Dopo Rebibbia, con la comunità del nostro Dicastero ho camminato, dietro una croce, verso la tomba dell’apostolo Pietro. Camminare dietro quella croce mi ha fatto riflettere su cosa voglia dire che Cristo è la nostra speranza. Anche oggi, la morte, la desolazione e l’abbandono non sono l’ultima parola: mi sentivo in cammino con la moltitudine di persone che vivono il disprezzo, l’abbandono, il rifiuto. Ogni giorno arrivano a noi storie così e richieste di aiuto e accompagnamento da Chiese che non si girano dall’altra parte. Chiese samaritane. Cammino e sento con noi chi è pellegrino ben più radicalmente, perché fugge da luoghi non sicuri, di desolazione e di guerra... Portiamo a San Pietro chi viene respinto, le persone a cui viene negata la dignità di essere umani. Tutti dietro a quella croce, con dignità e determinazione. Il futuro non è già scritto. I tempi siamo noi.

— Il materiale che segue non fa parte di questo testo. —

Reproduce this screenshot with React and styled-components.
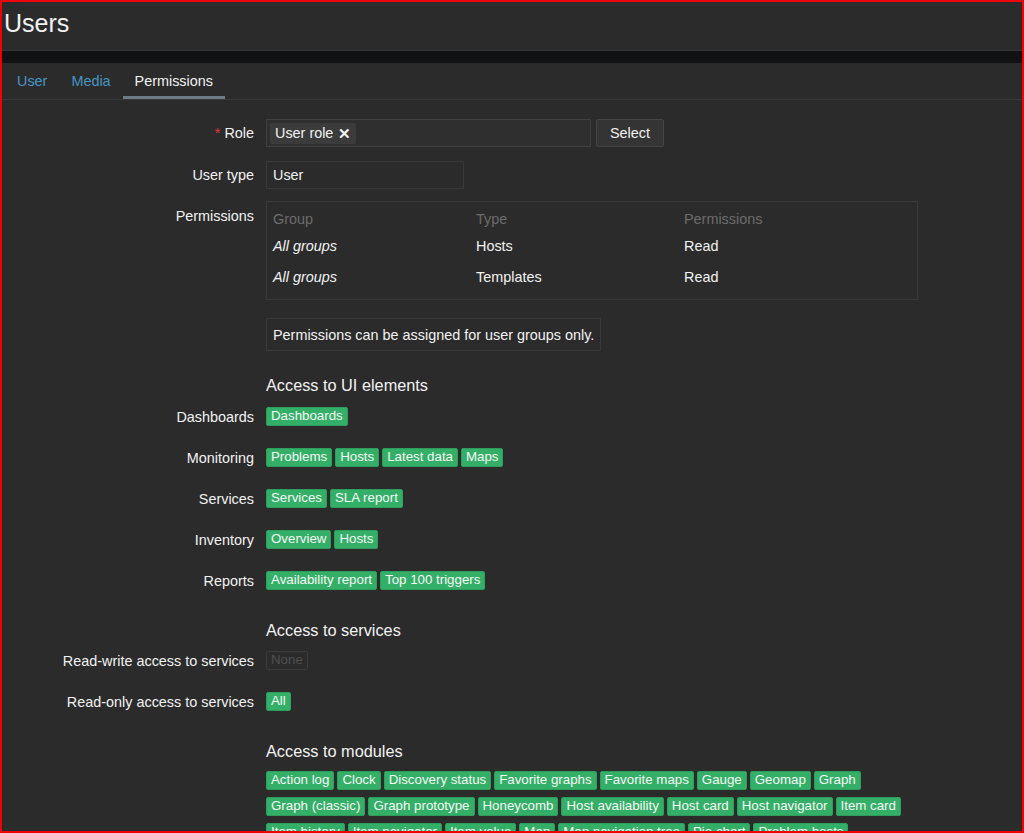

È proprio la croce la testimonianza che il futuro non è già scritto, che il nostro Dio è un Dio delle sorprese, che non tutto è perduto, che noi possiamo cambiare. Gesù ha cambiato la morte. La speranza è la capacità di stare nel non ancora, nei passaggi, anche dolorosi, che ci sono chiesti, nelle trasformazioni che siamo chiamati a vivere. La speranza è una virtù rischiosa, come dice Papa Francesco. Risurrezione che cos’è, altrimenti? Vivere l’anno santo per i cristiani significa confessare che Dio ha preso posizione davanti a ogni croce. È risorto il crocifisso: non per una naturale capacità della vita di resistere alla morte, ma per la soprannaturale qualità dell’amore che sa svuotarne dall’interno la definitività. Confessare che la vita umana si può rinnovare sempre, in ogni istante, che sempre si può ricominciare, sempre si può voltare pagina, sempre. «Morivo con te sulla croce: oggi con te rivivo».